March 29, 1993. She overslept and missed the bus to her Sea Org job. She checked for the guards usually at the front entrance of the apartments. None there.

She counted her cash, about $200, packed a few personal items and walked away. From a convenience store she called a cab and made it to the airport in Ontario, Calif. She bought a ticket to San Francisco. Her mother was thrilled, she was anguished.

In leaving, she feared she was throwing away her eternal existence and abandoning the church's mission to "clear the planet." She was running out on her husband.

But she needed sleep.

"That's the whole reason I left. It was getting so insane. And I couldn't physically take it anymore."

Her mother, Betty Jane Wilhoit, met her in San Francisco and took her to a friend's house. Wilhoit's apartment in Oakland would be the first place a church security team would look. After a few days, Betsy flew to Dallas to stay with her father.

Weeks passed. She got a job testing software. Back in California, her mother arranged counseling.
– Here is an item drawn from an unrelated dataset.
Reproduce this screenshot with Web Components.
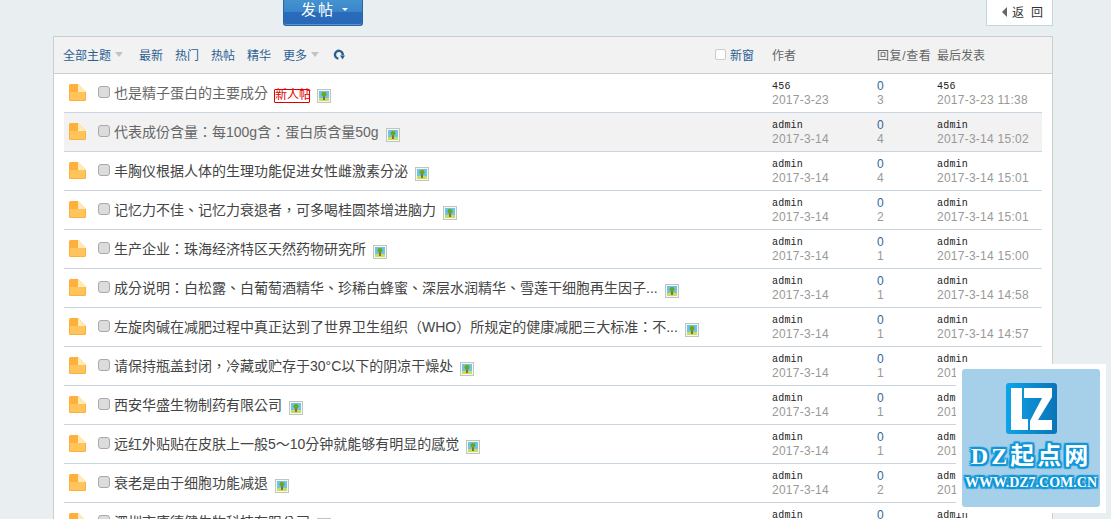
<!DOCTYPE html>
<html>
<head>
<meta charset="utf-8">
<style>
  html, body { margin: 0; padding: 0; height: 519px; overflow: hidden; background: #e9eef1; }
  body { font: 12px "Liberation Sans", "Noto Sans CJK SC", sans-serif; }
</style>
</head>
<body>
<forum-page></forum-page>
<script>
const CJK = '"Liberation Sans", "Noto Sans CJK TC", sans-serif';

class PostButton extends HTMLElement {
  constructor() {
    super();
    this.attachShadow({ mode: "open" }).innerHTML = `
      <style>
        :host { display: flex; box-sizing: border-box; width: 80px; height: 26px; align-items: center; gap: 7px; padding: 0 0 8px 17px;
          border: 1px solid #2a63a6; border-top: 0; border-radius: 0 0 3px 3px; color: #fff; font-size: 15px; letter-spacing: 2px;
          background: linear-gradient(#4592d0 0, #3a86c9 46%, #2a6cbc 47%, #2767b6 100%); box-shadow: inset 0 -1px 0 #5c8fce; }
        i { width: 0; height: 0; border: 3px solid transparent; border-top-color: #fff; border-bottom: 0; margin-top: 2px; }
      </style>
      <span><slot></slot></span><i></i>`;
  }
}
customElements.define("post-button", PostButton);

class BackLink extends HTMLElement {
  constructor() {
    super();
    this.attachShadow({ mode: "open" }).innerHTML = `
      <style>
        :host { display: flex; box-sizing: border-box; width: 67px; height: 26px; align-items: center; padding: 0 0 2px 15px; gap: 5px;
          background: #fff; border: 1px solid #c2d5e3; border-top: 0; color: #333; font-size: 12px; }
        i { width: 0; height: 0; border: 5px solid transparent; border-right-color: #666; border-left: 0; }
        span { letter-spacing: 7px; white-space: nowrap; }
      </style>
      <i></i><span><slot></slot></span>`;
  }
}
customElements.define("back-link", BackLink);

class ThreadHeader extends HTMLElement {
  constructor() {
    super();
    this.attachShadow({ mode: "open" }).innerHTML = `
      <style>
        :host { display: flex; box-sizing: border-box; height: 37px; align-items: center; padding: 0 10px 1px 9px; background: #f2f2f2;
          border-bottom: 1px solid #cdcdcd; font-size: 12px; color: #369; }
        a { color: #2b5f92; }
        .tabs { display: flex; align-items: center; width: 652px; }
        .tabs a { margin-right: 12px; display: flex; align-items: center; }
        .tabs a.first { margin-right: 16px; }
        .tabs a.more { margin-right: 14px; }
        .caret { width: 0; height: 0; border: 4px solid transparent; border-top: 5px solid #bfc5bf; border-bottom: 0; margin-left: 4px; }
        .win { display: flex; align-items: center; width: 57px; gap: 4px; }
        .box { box-sizing: border-box; width: 11px; height: 11px; border: 1px solid #ccc; border-radius: 2px; background: #fdfdfd; }
        .col { color: #666; }
        .author { width: 105px; }
        .reply { width: 60px; letter-spacing: .6px; }
        svg { display: block; }
      </style>
      <div class="tabs">
        <a class="first">全部主题<span class="caret"></span></a>
        <a>最新</a><a>热门</a><a>热帖</a><a>精华</a>
        <a class="more">更多<span class="caret"></span></a>
        <svg width="12" height="12" viewBox="0 0 12 12"><path d="M5.4 9.6A3.9 3.9 0 1 1 9.7 6.4" fill="none" stroke="#2b5f92" stroke-width="2.4"/><path d="M7 6.5h5L9.5 10.5z" fill="#2b5f92"/></svg>
      </div>
      <div class="win"><span class="box"></span><a>新窗</a></div>
      <span class="col author">作者</span>
      <span class="col reply">回复/查看</span>
      <span class="col">最后发表</span>`;
  }
}
customElements.define("thread-header", ThreadHeader);

class ThreadRow extends HTMLElement {
  constructor() {
    super();
    const a = (n) => this.getAttribute(n) || "";
    this.attachShadow({ mode: "open" }).innerHTML = `
      <style>
        :host { display: flex; box-sizing: border-box; height: 39px; flex: none; align-items: center; border-bottom: 1px solid #c9d6e1; color: #444; }
        :host([hl]) { background: #f2f2f2; }
        :host([read]) { color: #666; }
        .folder { width: 17px; height: 17px; margin: -2px 3px 0 5px; flex: none; }
        .check { box-sizing: border-box; width: 12px; height: 12px; margin: -2px 4px 0 9px; flex: none; border: 1px solid #aaa; border-radius: 3px; background: #dcdcdf; }
        .title { width: 658px; flex: none; display: flex; align-items: center; gap: 7px; font: 14px ${CJK}; white-space: nowrap; }
        .title > span:first-child { margin-top: -2px; }
        .tag { box-sizing: border-box; height: 14px; width: 36px; border: 1px solid #e00000; color: #e00000; background: #fff; font-size: 12px; line-height: 11px; text-align: center; border-radius: 1px; margin: 5px 0 0 -1px; }
        .pic { display: block; flex: none; margin-top: 6px; }
        .meta { display: flex; flex-direction: column; font-size: 12px; line-height: 14px; margin-top: 1px; }
        .top { color: #222; font: 10px/12px "Liberation Mono", "DejaVu Sans Mono", monospace; letter-spacing: .2px; margin-top: 1px; }
        .when { color: #999; letter-spacing: .25px; }
        .c1 { width: 105px; }
        .c2 { width: 60px; }
        .c2 .top { color: #369; font: 12px/12px ${CJK}; margin-top: 0; }
        .c2 .when { margin-top: 1px; }
      </style>
      <svg class="folder" viewBox="0 0 17 17">
        <path d="M0 1.5Q0 0 1.5 0H9L17 8V15.5Q17 17 15.5 17H1.5Q0 17 0 15.5Z" fill="#ffaf3c"/>
        <path d="M1 8H16V15Q16 16 15 16H2Q1 16 1 15Z" fill="#ffc55c"/>
        <path d="M9 0L17 8H9Z" fill="#fdecb5"/>
      </svg>
      <span class="check"></span>
      <div class="title">
        <span><slot></slot></span>
        ${this.hasAttribute("new") ? '<span class="tag">新人帖</span>' : ""}
        <svg class="pic" width="14" height="14" viewBox="0 0 14 14">
          <rect x=".5" y=".5" width="13" height="13" fill="#f6f6f2" stroke="#c4c4bc"/>
          <rect x="2" y="2" width="10" height="7" fill="#6cc4ee"/>
          <rect x="2" y="9" width="10" height="3" fill="#c2e05a"/>
          <rect x="6" y="7" width="2" height="4" fill="#9a6a2a"/>
          <rect x="4.5" y="3" width="5" height="4.5" rx="2" fill="#6aaa1a"/>
        </svg>
      </div>
      <div class="meta c1"><span class="top">${a("author")}</span><span class="when">${a("date")}</span></div>
      <div class="meta c2"><span class="top">${a("replies")}</span><span class="when">${a("views")}</span></div>
      <div class="meta"><span class="top">${a("author")}</span><span class="when">${a("last")}</span></div>`;
  }
}
customElements.define("thread-row", ThreadRow);

class SiteBadge extends HTMLElement {
  constructor() {
    super();
    const blue = "#0f96d8";
    const halo = [[2,0],[-2,0],[0,2],[0,-2],[2,2],[-2,-2],[2,-2],[-2,2],[1,0],[-1,0],[0,1],[0,-1]].map((o) => `${o[0]}px ${o[1]}px 1px ${blue}`).join(",");
    this.attachShadow({ mode: "open" }).innerHTML = `
      <style>
        :host { position: absolute; left: 956px; top: 364px; box-sizing: border-box; width: 150px; height: 149px; padding: 5px 6px; background: #fff; }
        .card { box-sizing: border-box; width: 138px; height: 138px; background: #a6cfe9; border-radius: 3px; display: flex; flex-direction: column; align-items: center; padding-top: 14px; }
        .logo { width: 51px; height: 51px; flex: none; }
        .name { font: bold 24px "Liberation Serif", "Noto Sans CJK SC", serif; letter-spacing: 3px; color: #fff; margin-top: 9px; line-height: 26px; text-shadow: ${halo}; white-space: nowrap; }
        .url { font: bold 14px "Liberation Serif", serif; color: #fff; margin-top: 6px; line-height: 16px; text-shadow: ${halo}; white-space: nowrap; }
      </style>
      <div class="card">
        <svg class="logo" viewBox="0 0 51 51">
          <defs><linearGradient id="lg"><stop offset="0" stop-color="#0ea4e6"/><stop offset="1" stop-color="#0a74b8"/></linearGradient></defs>
          <rect width="51" height="51" rx="3" fill="url(#lg)"/>
          <path d="M5 5h11v31h6v11H5z" fill="#fff"/>
          <path d="M18 5h28v9L32 37h14v10H24v-9L36 15H18z" fill="#fff"/>
        </svg>
        <div class="name">DZ起点网</div>
        <div class="url">WWW.DZ7.COM.CN</div>
      </div>`;
  }
}
customElements.define("site-badge", SiteBadge);

const threads = [
  ["也是精子蛋白的主要成分", "456", "2017-3-23", 0, 3, "2017-3-23 11:38", "new read"],
  ["代表成份含量：每100g含：蛋白质含量50g", "admin", "2017-3-14", 0, 4, "2017-3-14 15:02", "hl read"],
  ["丰胸仪根据人体的生理功能促进女性雌激素分泌", "admin", "2017-3-14", 0, 4, "2017-3-14 15:01"],
  ["记忆力不佳、记忆力衰退者，可多喝桂圆茶增进脑力", "admin", "2017-3-14", 0, 2, "2017-3-14 15:01"],
  ["生产企业：珠海经济特区天然药物研究所", "admin", "2017-3-14", 0, 1, "2017-3-14 15:00"],
  ["成分说明：白松露、白葡萄酒精华、珍稀白蜂蜜、深层水润精华、雪莲干细胞再生因子...", "admin", "2017-3-14", 0, 1, "2017-3-14 14:58"],
  ["左旋肉碱在减肥过程中真正达到了世界卫生组织（WHO）所规定的健康减肥三大标准：不...", "admin", "2017-3-14", 0, 1, "2017-3-14 14:57"],
  ["请保持瓶盖封闭，冷藏或贮存于30°C以下的阴凉干燥处", "admin", "2017-3-14", 0, 1, "2017-3-14 14:57"],
  ["西安华盛生物制药有限公司", "admin", "2017-3-14", 0, 1, "2017-3-14 14:56"],
  ["远红外贴贴在皮肤上一般5～10分钟就能够有明显的感觉", "admin", "2017-3-14", 0, 1, "2017-3-14 14:56"],
  ["衰老是由于细胞功能减退", "admin", "2017-3-14", 0, 2, "2017-3-14 14:55"],
  ["深圳市康德健生物科技有限公司", "admin", "2017-3-14", 0, 1, "2017-3-14 14:55"],
];

class ThreadList extends HTMLElement {
  constructor() {
    super();
    const rows = threads.map((t) => `<thread-row author="${t[1]}" date="${t[2]}" replies="${t[3]}" views="${t[4]}" last="${t[5]}" ${t[6] || ""}>${t[0]}</thread-row>`).join("");
    this.attachShadow({ mode: "open" }).innerHTML = `
      <style>
        :host { display: block; box-sizing: border-box; width: 1000px; margin-left: 53px; height: 600px; background: #fff; border: 1px solid #cdcdcd; }
        .rows { display: flex; flex-direction: column; padding: 0 10px; }
      </style>
      <thread-header></thread-header>
      <div class="rows">${rows}</div>`;
  }
}
customElements.define("thread-list", ThreadList);

class ForumPage extends HTMLElement {
  constructor() {
    super();
    this.attachShadow({ mode: "open" }).innerHTML = `
      <style>
        :host { display: block; }
        .top { display: flex; justify-content: space-between; height: 36px; padding: 0 58px 0 283px; }
      </style>
      <div class="top"><post-button>发帖</post-button><back-link>返回</back-link></div>
      <thread-list></thread-list>
      <site-badge></site-badge>`;
  }
}
customElements.define("forum-page", ForumPage);
</script>
</body>
</html>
On April 15, she flew back, this time to Oakland.

Waiting in the airport terminal, Mrs. Wilhoit saw two men approach the gate agent. They asked if Betsy was on the arriving flight.

Mrs. Wilhoit hurried down the jetway and into the plane and stopped her daughter.

"Stay here. They are out there for you."

They waited for the plane to empty. The captain came up. Mrs. Wilhoit told him about the men at the gate and that her daughter was fleeing her church.

Betsy and her mother say airport security took them out a back door and drove them to their car.

Responding to written questions from the Times, the church supplied a letter she wrote to security chief Gary Morehead five days after her mother met her at the Oakland airport. The church noted that letter made no mention of two men at the airport. "The incident never occurred."

In her letter, she wrote: "I have no intentions of making trouble for Scientology. If you leave me alone, I'll leave you alone."

The church stated it "has honored her request."